When he mentioned Mom, everything went red.  I punched him as hard as I could.  How dare he mention her like that.  How dare he!  Dad pulled us apart and gave me a hurt look, like it was my fault.  I had to leave I was so mad.  One of the servants told me later that Dad actually agreed to give Jimmy the inheritance.  I don’t see how.  Dad’s wealth is the land.  What’s he going to do?  Sell it? 

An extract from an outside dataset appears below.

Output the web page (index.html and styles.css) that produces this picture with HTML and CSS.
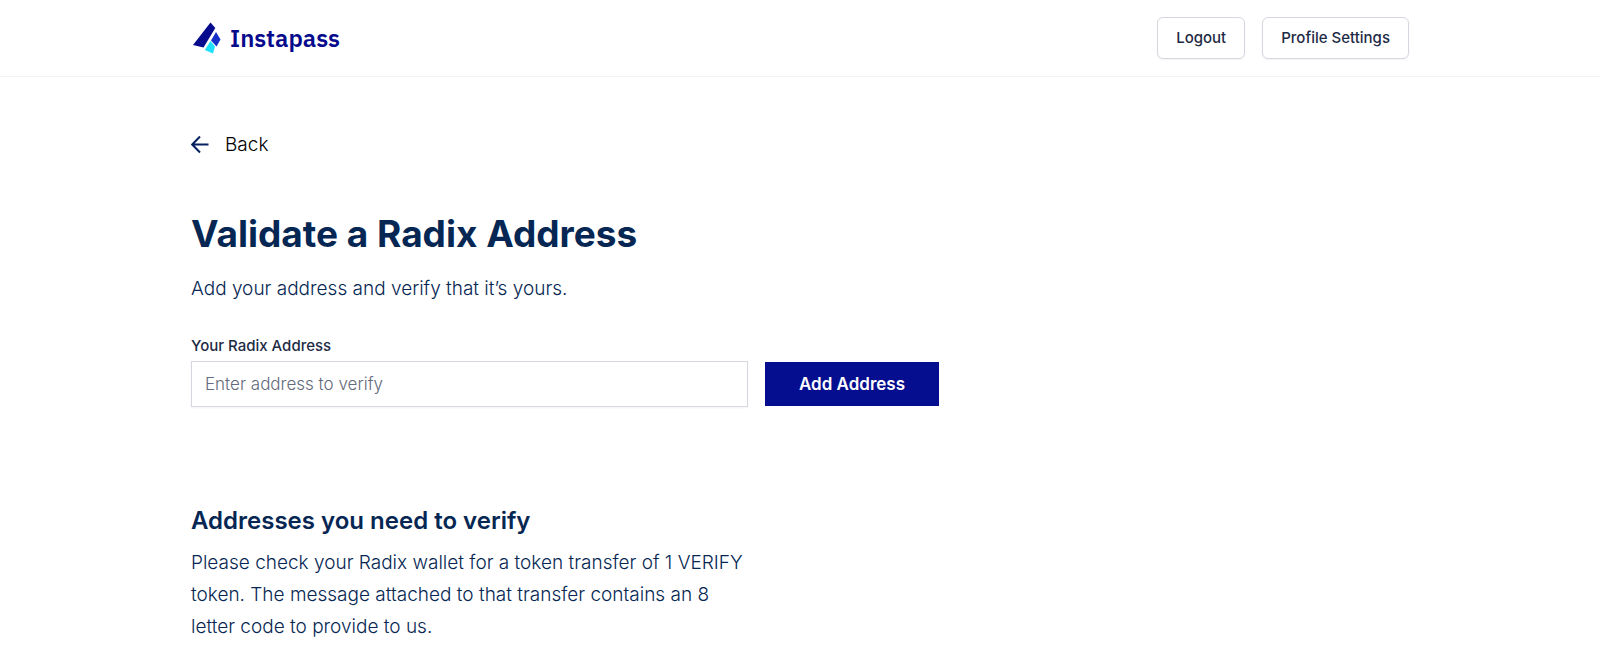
FILE: index.html
```html
<!DOCTYPE html>
<html lang="en">
<head>
<meta charset="utf-8">
<meta name="viewport" content="width=device-width, initial-scale=1">
<title>Instapass – Validate a Radix Address</title>
<link rel="stylesheet" href="styles.css">
</head>
<body>
<header class="site-header">
  <div class="container header-row">
    <a class="brand" href="#">
      <svg class="brand-mark" viewBox="0 0 28 32" aria-hidden="true">
        <path fill="#060a8c" d="M17.500 0.500L22.300 6L10.500 25.500L0 23Z"/>
        <path fill="#1530c8" d="M23 10L27.500 17.500L23.500 24.500L18 18.500Z"/>
        <path fill="#1fe0ff" d="M17.500 19L22 24.500L20 31.500L11.800 28Z"/>
      </svg>
      <span class="brand-name">Instapass</span>
    </a>
    <nav class="header-actions">
      <button class="btn-outline" type="button">Logout</button>
      <button class="btn-outline" type="button">Profile Settings</button>
    </nav>
  </div>
</header>
<main class="container page">
  <a class="back-link" href="#">
    <svg class="back-icon" viewBox="0 0 18 18" aria-hidden="true"><path d="M17.500 8.500H1.500M9 0.500L1.200 8.500L9 16.500"/></svg>
    <span>Back</span>
  </a>
  <h1 class="title">Validate a Radix Address</h1>
  <p class="lead">Add your address and verify that it’s yours.</p>
  <form class="address-form">
    <label class="field-label" for="address">Your Radix Address</label>
    <div class="field-row">
      <input class="field-input" id="address" type="text" placeholder="Enter address to verify">
      <button class="btn-primary" type="button">Add Address</button>
    </div>
  </form>
  <section class="pending">
    <h2 class="subtitle">Addresses you need to verify</h2>
    <p class="pending-text">Please check your Radix wallet for a token transfer of 1 VERIFY token. The message attached to that transfer contains an 8 letter code to provide to us.</p>
  </section>
</main>
</body>
</html>
```
FILE: styles.css
```css
*, *::before, *::after { box-sizing: border-box; }

body {
  margin: 0;
  background: #fff;
  color: #062753;
  font-family: Inter, "Liberation Sans", sans-serif;
  font-size: 19px;
  font-weight: 300;
  line-height: 32px;
}

h1, h2, p { margin: 0; }

.container {
  width: calc(100% - 48px);
  max-width: 1218px;
  margin: 0 auto;
}

.site-header { border-bottom: 1px solid #f3f3f5; }

.header-row {
  display: flex;
  align-items: center;
  justify-content: space-between;
  padding: 17px 0;
}

.brand {
  display: flex;
  align-items: center;
  gap: 9px;
  padding-left: 2px;
  color: #060a8c;
  text-decoration: none;
}

.brand-mark { width: 28px; height: 32px; }

.brand-name {
  font-family: "IBM Plex Sans", "Noto Sans", sans-serif;
  font-size: 24px;
  font-weight: 600;
}

.header-actions { display: flex; gap: 17px; }

.btn-outline {
  height: 42px;
  padding: 0 18px;
  border: 1px solid #d6d8e0;
  border-radius: 6px;
  background: #fff;
  box-shadow: 0 1px 2px rgba(0, 0, 0, 0.05);
  color: #1e2b45;
  font: 500 15px/20px Inter, sans-serif;
}

.page { padding: 52px 0 0; }

.back-link {
  display: inline-flex;
  align-items: center;
  gap: 16px;
  color: #000;
  text-decoration: none;
}

.back-icon {
  width: 18px;
  height: 18px;
  fill: none;
  stroke: #062060;
  stroke-width: 2;
}

.title {
  margin-top: 46px;
  font-size: 37px;
  font-weight: 700;
  line-height: 48px;
}

.lead { margin-top: 15px; }

.address-form { margin-top: 31px; }

.field-label {
  display: block;
  color: #1e2b45;
  font-size: 15px;
  font-weight: 500;
  line-height: 20px;
}

.field-row {
  display: flex;
  align-items: center;
  gap: 17px;
  margin-top: 5px;
}

.field-input {
  flex: 0 1 557px;
  min-width: 0;
  height: 46px;
  padding: 0 13px;
  border: 1px solid #d6d8e0;
  border-radius: 0;
  background: #fff;
  box-shadow: 0 1px 2px rgba(0, 0, 0, 0.05);
  color: #062753;
  font: 300 17px/24px Inter, sans-serif;
}

.field-input::placeholder { color: #636a7b; opacity: 1; }

.btn-primary {
  height: 44px;
  padding: 0 34px;
  border: 0;
  background: #040e8e;
  color: #fff;
  font: 600 17px/24px Inter, sans-serif;
  white-space: nowrap;
}

.pending {
  max-width: 557px;
  margin-top: 96px;
  padding-bottom: 12px;
}

.subtitle {
  font-size: 24px;
  font-weight: 600;
  line-height: 36px;
}

.pending-text { margin-top: 8px; }
```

I’m still mad about Jimmy mentioning Mom like that, but the more I think about it the more I realize he treated Dad like garbage.  You don’t demand your inheritance from your own father; that’s like wishing him dead.  And with Mom already gone?  That’s just sick.

[Later]

What an absolute mess our lives have become.  I’m still mad at my father for giving in about the inheritance.  Just because Jimmy demanded it didn’t mean that Dad had to bend over backwards to give it to him.  We had to sell off the southern fields in order to get the money together.  That’s where Mom used to take us in the summer time because of the shade of the pomegranate trees on the far side.  And then by late August they were ripe enough to eat.  I remember digging around, trying to get out every last bit of fruit, getting juice stains all over my fingers and face.  Jimmy probably doesn’t remember that since he was still little.  And when Mom died we didn’t go there anymore.  Not like that.  And now we won’t have the chance to do so again.  I’m surprised that Dad can bear to part with it, but I suppose it was that grove of pomegranate trees that got the nice price. 
Jimmy said he was leaving as soon as he had the cash in hand.  ...... I hate him.

[Later]

I came home early from the fields last night.  Coming over the rise I was surprised to see Dad sitting next to the field.  Actually I was worried that he’d come down sick or had a heart attack.  So I ran towards him, calling out, “Dad, Dad, are you alright?”  He scrambled to his feet, looking somewhat abashed.  “Dad, are you okay?”  “Yes I’m fine,” he said.  “What were you doing?”  “Just resting.  It’s been a warm day and it must have gotten to me.”  It seemed a little odd to me at the time, but I couldn’t put my finger on it.  But I think it’s because of the way he was staring.  He wasn’t looking down, like he was tired, even though he seems awfully weary these days.  He was staring off into the distance.

[Later]

It’s happened a few times now, that I’ve caught Dad staring off into the distance.  It took me a while to figure it out.  It’s not that he’s staring off at nothing; he’s staring down the road; he’s looking for something;...... he’s sitting there waiting for Jimmy to come back.  It gave me a shiver when I finally understood.  He’s pining for the son who stabbed him in the back.  And once I figured that out, I started noticing all kinds of little things: Dad hardly talks at dinner anymore.  He’s been letting me run things more and more.  I thought it was because he trusted me and knew I was doing a good job.  But I think it’s because he’s busy mourning the loss of Jimmy.  Well what about me?!  To hell with it, if he’s going to keep moping around after that son of his, then I’m not going to bother with him.  There’s plenty of work to do and it appears that I’m the only one interested in getting it done.

[Later]

Things have settled in pretty nicely these days.  I’ve been making some improvements on the northern fields and the last few harvests have come in really well.  So well, in fact, that when old Jacob died, we were able to redeem the southern fields from him.  I’m still amazed at how things came together to make that happen, but I pulled it off.  When Dad dies, I am going to have myself quite a nice little estate.  I still love him.  I just don’t understand him.  I don’t understand how he let himself get manipulated like that.  Maybe he’s just weak and I didn’t know it before.  You know?  I think he’d actually forgive Jimmy if he ever came back.  He’s never gotten over it.  Dad would welcome Jimmy with open arms.......  Not me.  If Jimmy came back penniless and naked, I would make him beg and kiss my feet.

[Later]


He came back.  I couldn’t believe it when I heard it, but he really came back.  It happened just as I’d guessed.  Dad had mercy on him and threw him a party.  It was quite the party, so I hear, but I couldn’t go in.  Dad came out and talked with me.  He knew I was mad.  I let him have it...... and then he said some things.  And then he put his arms around me and whispered that he loved me too.  And I wanted so much to stay angry.  I wanted him to admit that none of this was fair.  I wanted him to apologize.  I wanted all of the hurt from all of the years to be taken away.  And he stood there and hugged me as I started to sob.  “I don’t ever want to lose you, son.  It would break my heart.”